Filmmaker Adina Pintilie’s Golden Bear–winning first feature is a brave and raw look at bodies, intimacy, and empathy, exploring the private lives and sexual desires of four people with an approach that blurs the line between fiction and documentary.
Touch Me Not
Moving seamlessly between erotic clubs and closed-door reflections, Touch Me Not is a self-assured journey into the intimate lives of Laura, Tómas, Christian, and Grit. Opening windows into a world of those who dare to break with social conventions and access the hidden aspects of their sexuality, the film revels in a space where anyone — no matter the obstacle — has the possibility of touching their inner rebel.

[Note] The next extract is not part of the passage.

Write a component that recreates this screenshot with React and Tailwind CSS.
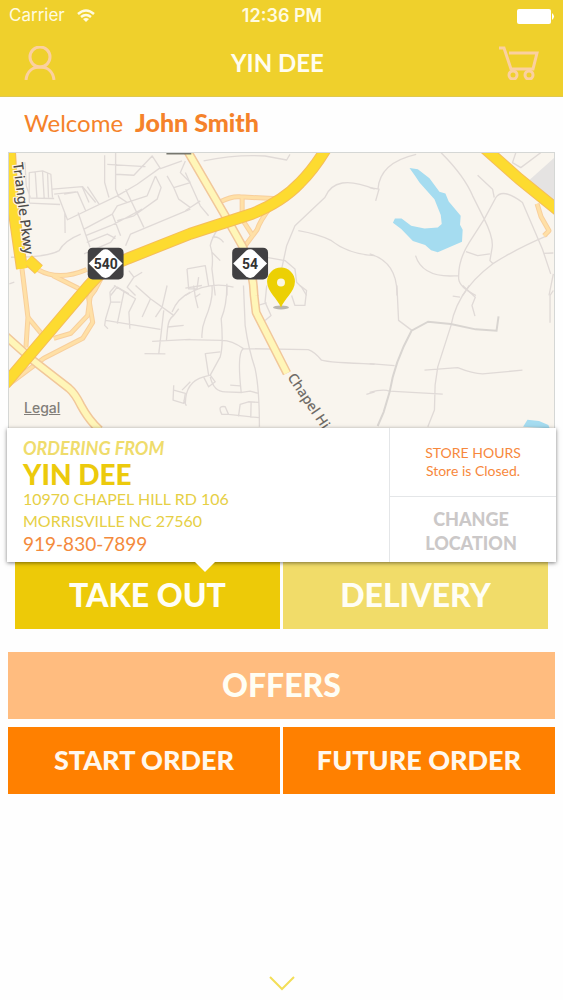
import React from "react";

const highways = [
  "M9 150 L12 205 L21 268",
  "M27 259 L38 269",
  "M4 384 L88 285 Q104 266 127 258 L190 233 L252 213 Q282 201 300 182 Q314 168 326 148",
  "M484 146 L520 178 L562 212",
];

const mainRoads = [
  "M186 148 L225 215 L242 245 Q253 268 254 295 L256 312 L287 373",
  "M4 335 L32 360 L68 388 Q74 393 80 405 Q88 420 99 430",
];

const ramps = [
  "M21 268 L24 292 L27 317 L25 347",
  "M27 317 L42 335",
  "M37 269 Q58 281 86 269",
  "M52 275 L78 288",
  "M103 273 L94 290 L88 298 L92 322 L82 338 L43 358 L8 384",
  "M90 292 L87 315 L70 333 L53 338",
  "M220 201 Q232 195 240 196 L278 198",
  "M242 197 L242 213",
  "M243 220 L252 234",
  "M270 207 Q260 220 257 229 L245 245",
  "M538 203 L542 216 L550 230 L545 235",
];

// small streets, three units to the pixel, one block for each part of the map
const streets = [
  {
    at: "translate(-24 -21)",
    d: "M60 60 L72 50 L76 120 L88 155 M85 170 L85 80 L125 75 L150 85 L155 155 M103 78 L108 155 M125 76 L130 158 M140 80 L143 155 M88 157 L160 158 M85 172 L178 176 M155 130 L245 122 L285 170 M160 145 L225 138 M245 124 L265 170 M260 122 L295 175 M172 148 L200 222 L350 150 L410 115 L480 65 M190 145 L230 138 L255 195 M232 200 L268 305 M192 200 L193 262 M312 28 L312 110 L325 155 M345 20 L345 130 L355 155 M320 55 L435 62 M345 85 L400 88 L455 30 L480 68 L545 45 M375 130 L430 245 M350 150 L380 170 L440 150 L465 90 M465 90 L482 125 L470 160 L400 210 L350 225 M335 205 L350 180 L410 160 M255 270 L330 240 L360 225 L425 190 M250 250 L335 205 L360 270 M258 290 L320 265 L345 278 M30 335 Q140 335 175 315 Q190 285 240 265 M250 325 L330 290 L345 270 M570 190 L390 265 L375 300 M500 90 L520 125 L570 110 M520 125 L535 160 L570 185 M555 45 L540 80 L570 110 M385 375 L400 395 L380 425 L405 450 M400 395 L425 380 M330 450 L350 425 L385 445 M25 415 L40 410",
  },
  {
    at: "translate(531 -21)",
    d: "M55 45 Q150 25 240 30 L305 42 L315 25 M0 80 L45 180 L70 210 M45 165 L0 195 M125 210 Q80 270 75 300 Q85 330 80 370 L90 450 M80 275 Q100 270 115 290 M80 320 L105 345 M570 130 Q450 80 420 155 L330 240 L305 300 L290 370 M340 255 Q400 265 440 285 Q490 325 570 330 M245 335 L300 345 L330 370 L335 410 L350 425 L365 450 M5 370 L60 360 L70 420 M5 370 L10 430 L35 430 L40 395 M0 450 Q70 405 145 425 M125 415 L125 450",
  },
  {
    at: "translate(1086 -21)",
    d: "M0 125 L28 130 L18 165 M25 130 Q30 50 140 25 M215 20 Q285 90 310 150 L345 220 Q375 280 368 310 L362 345 L372 355 M325 88 L370 130 L375 155 M515 20 L455 65 L430 50 L440 20 M280 450 Q310 400 370 355 Q440 310 535 270 M320 450 Q270 425 268 400 Q265 345 300 290 L345 220 L380 155 Q400 125 460 170 L520 310 L545 385 M290 318 L325 330 L362 325 M138 330 Q160 400 268 390 M0 325 Q85 350 82 450 M523 323 L553 322 M553 385 L540 450",
  },
  {
    at: "translate(-24 399)",
    d: "M345 0 L328 20 L330 50 L315 100 L312 120 L322 130 M328 20 L330 50 L360 50 M315 105 L480 132 M340 0 L405 40 L385 80 L388 130 M370 20 L350 115 M405 0 L450 40 L520 90 L535 70 M450 40 L425 95 M500 0 L485 65 L465 95 M570 20 Q530 40 515 80 M490 75 L475 205 M520 90 Q505 100 502 125 L550 120 M502 125 L498 165 M455 168 L570 162 M432 205 L495 206 M520 300 L518 345 L550 355 L555 325 L520 315 M545 315 L570 290 M550 345 L558 362",
  },
  {
    at: "translate(531 399)",
    d: "M80 0 Q85 40 60 100 Q48 130 50 158 M125 0 Q125 60 108 100 Q115 180 105 215 L75 270 M175 0 L180 120 Q190 190 210 250 Q223 310 223 425 M0 163 L110 165 Q140 165 175 190 L370 193 Q390 200 410 225 Q430 232 570 237 M0 8 L50 0 M25 0 L30 35 L38 68 M30 35 L45 25 M105 200 L60 205 L70 270 M0 355 Q0 290 55 275 L75 270 L90 290 L70 305 L55 275 M75 275 Q85 320 120 320 L170 322 L195 318 L220 325 M175 190 Q155 200 168 320 M135 300 L165 302 M160 395 L165 358 L190 350 L222 352 M198 350 L197 398 M222 398 L130 388 L120 365 Q95 360 110 388 L130 388 M245 0 L240 50 L258 90 L240 105 M320 30 L330 60 L360 60 L365 15 L345 0 M218 60 L245 52 M570 320 L545 328",
  },
  {
    at: "translate(1086 399)",
    d: "M82 0 L87 105 L127 135 M300 0 Q255 60 245 120 L205 245 L197 300 L195 375 L175 425 M280 0 L318 35 L308 60 L317 92 M250 32 L272 35 M165 255 L265 247 Q310 265 340 266 L460 255 M0 235 L75 241 M0 322 Q40 310 60 318 L220 327 M553 15 L543 30 L543 112",
  },
];

function Shield({ x, y, label }) {
  return (
    <g transform={`translate(${x} ${y})`}>
      <rect x="-18" y="-16" width="36" height="32" rx="5" fill="#414042" />
      <path d="M-17 0 L-4 -13 Q0 -16 4 -13 L17 0 L4 13 Q0 16 -4 13Z" fill="#fff" />
      <text
        y="5"
        textAnchor="middle"
        className="font-[Roboto,sans-serif] text-[14px] font-bold"
        fill="#333"
      >
        {label}
      </text>
    </g>
  );
}

function StoreMap() {
  return (
    <svg
      viewBox="0 0 1641 828"
      preserveAspectRatio="xMidYMid slice"
      className="block h-full w-full"
      role="img"
      aria-label="Map of the store"
    >
      <rect width="1641" height="828" fill="#f9f5ee" />
      <path d="M1566 82 L1641 15 V175Z" fill="#e5e3e2" />

      <g fill="none" stroke="#e0dad7" strokeWidth="4" strokeLinejoin="round">
        {streets.map((s) => (
          <path key={s.at} transform={s.at} d={s.d} />
        ))}
      </g>
      <path
        d="M1110 822 L1128 780 L1146 720 Q1160 630 1212 535 L1262 508 L1330 515 L1405 531 L1468 535 L1474 492"
        fill="none"
        stroke="#d9d5d1"
        strokeWidth="6"
      />

      {/* lake */}
      <g transform="translate(1086 -21)" fill="#a5dcf0">
        <path d="M120 66 L145 70 L180 97 L210 138 L228 143 L238 167 L274 210 L272 237 L280 252 L278 288 L205 320 L185 314 L167 298 L130 286 L95 250 L70 231 L76 218 L96 218 L125 240 L165 248 L205 245 L217 235 L214 208 L195 160 L150 110 L138 92Z" />
        <path d="M462 845 L475 824 L510 828 L538 840 L542 850Z" />
      </g>

      <g
        transform="scale(3) translate(-8 -152)"
        fill="none"
        strokeLinejoin="round"
      >
        <g stroke="#f8cf9c" strokeWidth="5">
          {ramps.map((d) => (
            <path key={d} d={d} />
          ))}
        </g>
        <g stroke="#ffe0a6" strokeWidth="3">
          {ramps.map((d) => (
            <path key={d} d={d} />
          ))}
        </g>
        <g stroke="#f1c79a" strokeWidth="9">
          {mainRoads.map((d) => (
            <path key={d} d={d} />
          ))}
        </g>
        <g stroke="#fff6b8" strokeWidth="6">
          {mainRoads.map((d) => (
            <path key={d} d={d} />
          ))}
        </g>
        <g stroke="#f5bd5c" strokeWidth="12">
          {highways.map((d) => (
            <path key={d} d={d} />
          ))}
        </g>
        <g stroke="#fddb30" strokeWidth="10">
          {highways.map((d) => (
            <path key={d} d={d} />
          ))}
        </g>
        <path d="M166 152 H191" stroke="#77776f" strokeWidth="3" />
      </g>

      <g transform="scale(3) translate(-8 -152)">
        <g
          className="font-['Noto_Sans'] text-[14px] font-medium"
          stroke="#f9f5ed"
          strokeWidth="2"
          paintOrder="stroke"
        >
          <text transform="translate(12 162) rotate(83)" fill="#4f4c49">
            Triangle Pkwy
          </text>
          <text transform="translate(287 377) rotate(56)" fill="#6f6b67">
            Chapel Hi
          </text>
        </g>
        <Shield x={105} y={263} label="540" />
        <Shield x={250} y={263} label="54" />

        {/* store pin */}
        <ellipse cx="281" cy="307" rx="8" ry="2" fill="#b9b6af" />
        <path
          d="M281 307 C278 299 267 291 267 281 A14 14 0 0 1 295 281 C295 291 284 299 281 307Z"
          fill="#ecd004"
        />
        <circle cx="281" cy="282" r="4" fill="#fbf7e2" />
      </g>
    </svg>
  );
}

function StatusBar() {
  return (
    <div className="grid h-8 grid-cols-3 items-center pr-2 pl-[9px] font-[Inter,sans-serif] text-[#fffbe0]">
      <div className="flex items-center gap-3 text-[17px]">
        <span>Carrier</span>
        <svg viewBox="0 0 18 14" className="h-[14px] w-[18px]" fill="none">
          <path d="M1 5 Q9 -2 17 5" stroke="currentColor" strokeWidth="2.500" />
          <path d="M4 8 Q9 4 14 8" stroke="currentColor" strokeWidth="2.500" />
          <path d="M9 13 L6 10 Q9 8 12 10Z" fill="currentColor" />
        </svg>
      </div>
      <span className="text-center text-lg font-semibold whitespace-nowrap">12:36 PM</span>
      <svg viewBox="0 0 38 15" className="h-[15px] w-[38px] justify-self-end" fill="#fff">
        <rect width="34" height="15" rx="2" />
        <path d="M35 4 Q39 7.500 35 11Z" />
      </svg>
    </div>
  );
}

function Header() {
  return (
    <header className="border-b border-[#dfc850] bg-[#efd02c]">
      <StatusBar />
      <div className="flex h-16 items-center justify-between px-6 pb-0.5">
        <button type="button" aria-label="Account" className="text-[#fbd0a0]">
          <svg viewBox="0 0 32 34" className="h-[34px] w-8" fill="none" stroke="currentColor" strokeWidth="3">
            <circle cx="16" cy="11" r="10" />
            <path d="M2 34 C3 25 9 21 16 21 C23 21 29 25 30 34" />
          </svg>
        </button>
        <h1 className="text-2xl font-bold text-[#fffdf0]">YIN DEE</h1>
        <button type="button" aria-label="Cart" className="text-[#fbd0a0]">
          <svg viewBox="0 0 40 34" className="h-[34px] w-10" fill="none" stroke="currentColor" strokeWidth="3">
            <path d="M0 2 H5 L12 23 H34 L38 7 H10" />
            <circle cx="14" cy="29" r="4" />
            <circle cx="30" cy="29" r="4" />
          </svg>
        </button>
      </div>
    </header>
  );
}

function StoreCard() {
  return (
    <section className="relative z-10 -mx-px flex bg-white shadow-[0_1px_4px_rgba(0,0,0,0.5)]">
      <div className="flex-1 pt-2 pb-1.5 pl-4">
        <p className="text-lg leading-6 font-bold text-[#efdc6c] italic">ORDERING FROM</p>
        <h2 className="text-[28px] leading-7 font-black text-[#ecca0c]">YIN DEE</h2>
        <address className="text-base leading-[22px] text-[#e6cf45] not-italic">
          10970 CHAPEL HILL RD 106
          <br />
          MORRISVILLE NC 27560
        </address>
        <a href="tel:919-830-7899" className="block text-[19px] leading-6 text-[#f48a3c]">
          919-830-7899
        </a>
      </div>
      <div className="flex w-[167px] flex-col border-l border-[#e4e6e8] text-center">
        <div className="flex h-[69px] flex-col justify-center border-b border-[#e4e6e8] text-sm leading-[18px] text-[#f7883c]">
          <p>STORE HOURS</p>
          <p>Store is Closed.</p>
        </div>
        <button type="button" className="flex-1 pr-1 pt-0.5 text-lg leading-6 font-black text-[#cbc8c8]">
          CHANGE
          <br />
          LOCATION
        </button>
      </div>
      <svg
        viewBox="0 0 20 10"
        className="absolute top-full left-[36%] h-[10px] w-5 -translate-x-1/2"
        fill="#fff"
      >
        <path d="M0 0 H20 L10 10Z" />
      </svg>
    </section>
  );
}

export default function App() {
  return (
    <div className="flex min-h-screen flex-col bg-[#fefefe] font-[Lato,sans-serif]">
      <Header />

      <main className="px-2">
        <p className="flex h-[55px] items-center gap-3 px-4 pb-1 text-2xl text-[#f5822a]">
          <span>Welcome</span>
          <strong className="text-[25px] font-black">John Smith</strong>
        </p>

        <div className="relative h-[276px] border border-b-0 border-[#d5d7d5]">
          <StoreMap />
          <a
            href="#legal"
            className="absolute bottom-3 left-[15px] font-[Inter,sans-serif] text-sm leading-4 font-medium text-[#827e79] underline"
          >
            Legal
          </a>
        </div>

        <StoreCard />

        <div className="grid grid-cols-2 gap-[3px] px-[7px] text-[32px] font-black text-[#fffef4]">
          <button type="button" className="h-[67px] bg-[#edca08] pb-0.5">
            TAKE OUT
          </button>
          <button type="button" className="h-[67px] bg-[#f1dc69] pb-0.5">
            DELIVERY
          </button>
        </div>

        <button
          type="button"
          className="mt-[23px] block h-[67px] w-full bg-[#ffbc7f] pb-0.5 text-[32px] font-black text-[#fffef4]"
        >
          OFFERS
        </button>
        <div className="mt-2 grid grid-cols-2 gap-[3px] text-[27px] font-black text-[#fff8ee]">
          <button type="button" className="h-[67px] bg-[#ff8000]">
            START ORDER
          </button>
          <button type="button" className="h-[67px] bg-[#ff8000]">
            FUTURE ORDER
          </button>
        </div>
      </main>

      <button type="button" aria-label="More" className="mx-auto mt-auto block text-[#f3de58]">
        <svg viewBox="0 0 26 24" className="h-6 w-[26px]" fill="none" stroke="currentColor" strokeWidth="2">
          <path d="M1 1 L13 13 L25 1" />
        </svg>
      </button>
    </div>
  );
}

In what feels like galaxies beyond the sexual revolution of the 1960s, Touch Me Not invites us to start as a tabula rasa and transcend all previously imagined limits. To call the film body positive and brave would be an understatement: it is a tour de force, a supernova of identity. Within protective spaces that are entirely free of judgment, Adina Pintilie and her protagonists explore new perspectives on human relationships, and we, as viewers, are challenged to question our own self-knowledge and continue our journey of self-discovery beyond the cinema in our everyday lives.
A shattering exploration of the fine line between fiction and reality, Pintilie’s feature debut is a studied, elaborate, and unsettlingly daring dialogue with the inner self. Winner of the Berlinale Golden Bear and Best First Feature, Touch Me Not is, for those brave enough to engage with desire, an exhilarating plunge into the endless possibilities of the human body and mind.